Sicher nicht auf einen Schlag. Bei Mercedes-Benz werden wir in den nächsten fünf Jahren in eng eingegrenzten Situationen Anwendungen sehen - etwa auf der Autobahn. Wir werden dort das Staufolgefahren auf höhere Geschwindigkeiten und bessere Nutzbarkeit ausweiten. Bis zur Endausbaustufe - etwa autonom durch eine Ortschaft zu fahren - wird es bis weit nach 2020 dauern. Da gibt es noch große Herausforderungen...
Wie immer gibt es Risiken und Nebenwirkungen. Eine große Nebenwirkung ist, dass je länger jemand autonom fährt, desto länger er auch braucht, bis er wieder die Verantwortung für das Fahrzeug übernehmen kann. Und wie kann ich zum Beispiel feststellen, ob der Fahrer dann überhaupt noch in der Lage ist, das Fahrzeug zu übernehmen? Was ist, wenn er inzwischen einen Herzinfarkt erlitten hat? Auch an anderer Stelle wird man noch heftig arbeiten müssen: Wenn sich die Wetterbedingungen so ändern, dass möglicherweise die Sensoren blockiert sind - durch einen Schneesturm etwa. Was ich damit sagen will ist, dass es bei Sonnenschein auf der Autobahn relativ leicht ist, autonomes Fahren darzustellen. Im Alltag und in anderen Verkehrssituationen ist das viel schwieriger.

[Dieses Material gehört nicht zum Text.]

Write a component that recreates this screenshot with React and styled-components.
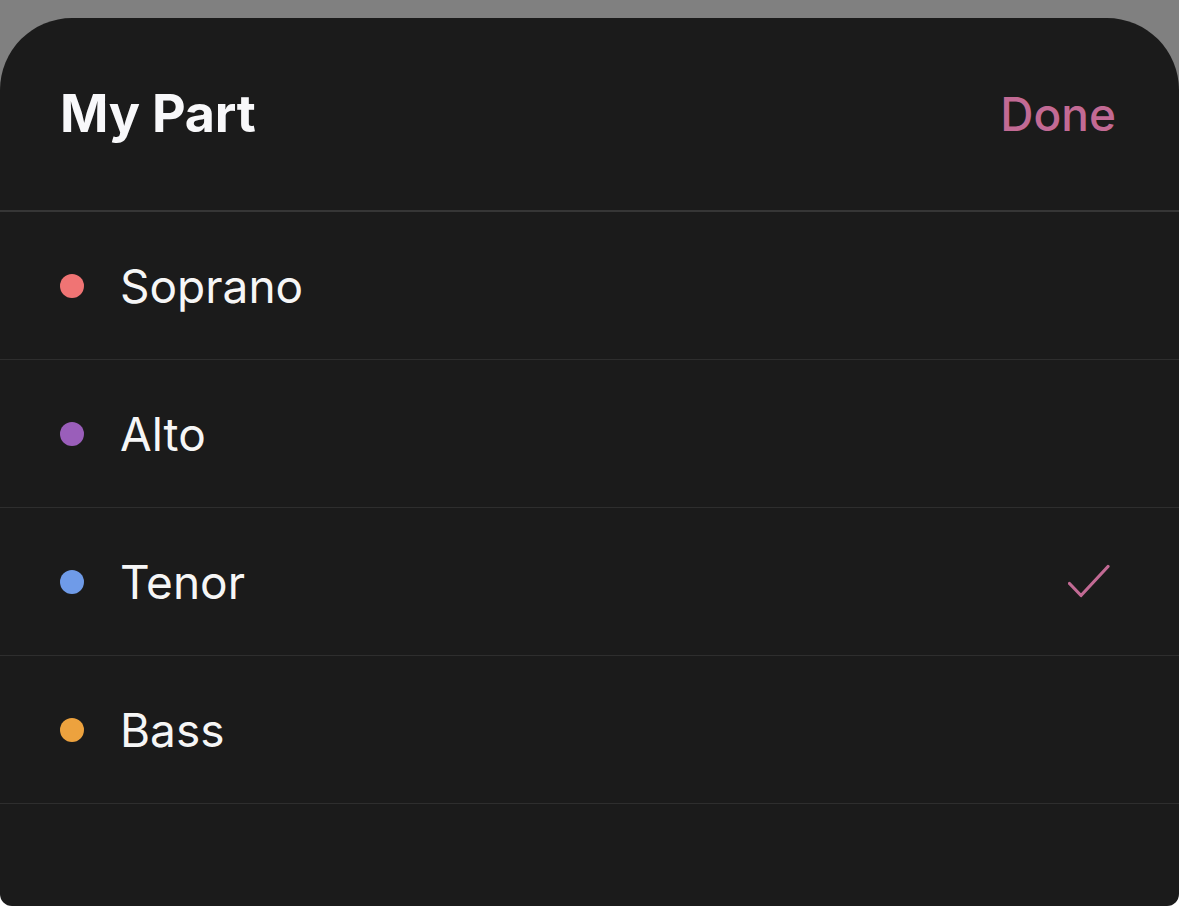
import React, { Component } from 'react';
import styled, { createGlobalStyle } from 'styled-components';

const GlobalStyle = createGlobalStyle`
  html, body {
    margin: 0;
    padding: 0;
    background: #ffffff;
  }
  body {
    font-family: Inter, "Noto Sans", sans-serif;
    -webkit-font-smoothing: antialiased;
  }
`;

const Backdrop = styled.div`
  height: 906px;
  padding-top: 18px;
  box-sizing: border-box;
  background: linear-gradient(#808080 0, #808080 120px, #ffffff 120px);
`;

const Sheet = styled.div`
  height: 100%;
  background: #1b1b1b;
  border-radius: 72px 72px 12px 12px;
  display: flex;
  flex-direction: column;
  overflow: hidden;
`;

const Header = styled.header`
  height: 191px;
  display: flex;
  align-items: center;
  justify-content: space-between;
  padding: 0 63px 1px 60px;
  border-bottom: 2px solid #363636;
`;

const Title = styled.h1`
  margin: 0;
  color: #f8f8fa;
  font-size: 52px;
  font-weight: 650;
  letter-spacing: -0.2px;
`;

const DoneButton = styled.button`
  border: 0;
  background: none;
  padding: 0;
  color: #c26a94;
  font-family: inherit;
  font-size: 46px;
  font-weight: 500;
  cursor: pointer;
`;

const List = styled.ul`
  list-style: none;
  margin: 0;
  padding: 0;
`;

const Row = styled.li`
  height: 147px;
  display: flex;
  align-items: center;
  padding: 0 69px 0 60px;
  border-bottom: 1px solid #2e2e2e;
`;

const Dot = styled.span`
  width: 24px;
  height: 24px;
  border-radius: 50%;
  background: ${p => p.color};
  flex-shrink: 0;
`;

const Label = styled.span`
  margin-left: 36px;
  flex: 1;
  color: #f6f6f6;
  font-size: 46px;
  font-weight: 400;
`;

const Check = () => (
  <svg width="42" height="36" viewBox="0 0 42 36" fill="none">
    <path d="M1.5 19.5 L13 31.5 L40 2.5" stroke="#c26a94" strokeWidth="3.2" strokeLinecap="round" strokeLinejoin="round" />
  </svg>
);

const parts = [
  { name: 'Soprano', color: '#f07474' },
  { name: 'Alto', color: '#9a5eba' },
  { name: 'Tenor', color: '#6f9be8' },
  { name: 'Bass', color: '#eda23e' },
];

class App extends Component {
  constructor(props) {
    super(props);
    this.state = { selected: 'Tenor' };
  }

  render() {
    const { selected } = this.state;
    return (
      <>
        <GlobalStyle />
        <Backdrop>
          <Sheet>
            <Header>
              <Title>My Part</Title>
              <DoneButton>Done</DoneButton>
            </Header>
            <List>
              {parts.map(part => (
                <Row key={part.name} onClick={() => this.setState({ selected: part.name })}>
                  <Dot color={part.color} />
                  <Label>{part.name}</Label>
                  {selected === part.name && <Check />}
                </Row>
              ))}
            </List>
          </Sheet>
        </Backdrop>
      </>
    );
  }
}

export default App;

Sie spielen auf Google an - und eines muss man anerkennen: Es ist den Kollegen gelungen, das Thema autonomes Fahren positiv zu besetzen. Das ist gut. Wir sind mit Google regelmäßig in engem Kontakt, deshalb weiß ich, dass dort die Bäume auch nicht in den Himmel wachsen. Die oben beschriebenen Herausforderungen bestehen für alle. Dazu kommt das Thema Verfügbarkeit von aktuellen Geodaten, die man braucht, um den Standort des Fahrzeugs festzustellen. Das wird auf absehbare Zeit flächendeckend nicht möglich sein.
Wenn man mit entsprechenden Technologien durch Firewalls und Verschlüsselung arbeitet, muss man sich meiner Ansicht nach keine Sorgen um Hacking machen. Bei Mercedes-Benz haben wir seit Jahren eine Wegfahrsperre und eine Funkfernbedienung. Wir werden den Kunden in den USA sogar erlauben, über die Fernbedienung den Motor zu starten - etwa um die gewünschte Temperatur im Fahrzeug bis zum Fahrtantritt herzustellen. Das ist kryptografisch so gesichert, dass bis heute kein einziger Fall bekannt ist, dass jemand die Sicherheitsschwellen überwunden hätte.
In der neuen S-Klasse kommen zum Beispiel der Beltbag, also ein Sicherheitsgurt, der sich bei einem Unfall aufbläst, sowie das aktive Gurtschloss, das zusammen mit dem präventiven Sicherheitssystem Pre-Safe, die Unfallfolgen reduziert. Weitere im Experimental-Fahrzeug gezeigte Systeme werden irgendwann vielleicht auch in Serie gehen. So funktioniert beispielsweise Pre-Safe Plus, hier werden die Fahrzeuginsassen bei einem Seitenaufprall in die Fahrzeugmitte geschoben, technisch gesehen heute schon. Es geht jetzt um die besagten Risiken und Nebenwirkungen, vor allem weil das System mit Pyrotechnik arbeitet und irreversibel ist. Und es geht darum, ob die Einführung wirtschaftlich sinnvoll ist. Nicht alles, was rein technisch machbar ist, ergibt auch einen positiven Business Case.
Natürlich ist ein Mercedes-Benz dann immer noch ein höchst begehrenswertes Fahrzeug, das immer noch Spaß macht, wenn man es selbst fährt. Was die Assistenzsysteme angeht, wird es maximale Entlastung und maximalem Komfort bieten. Im Jahr 2020 werden Mercedes-Kunden in weiten Teilbereichen autonom fahren können. Das Fahrzeug wird über verschiedene biometrische Daten des Fahrers verfügen und so laufend feststellen, wie es ihm geht. Im Gegensatz zu heute kann er so die Hände vom Lenkrad nehmen und sich beim autonomen Fahren anderen Dingen widmen. Die erste und die letzte Meile wird aber immer noch der Fahrer übernehmen.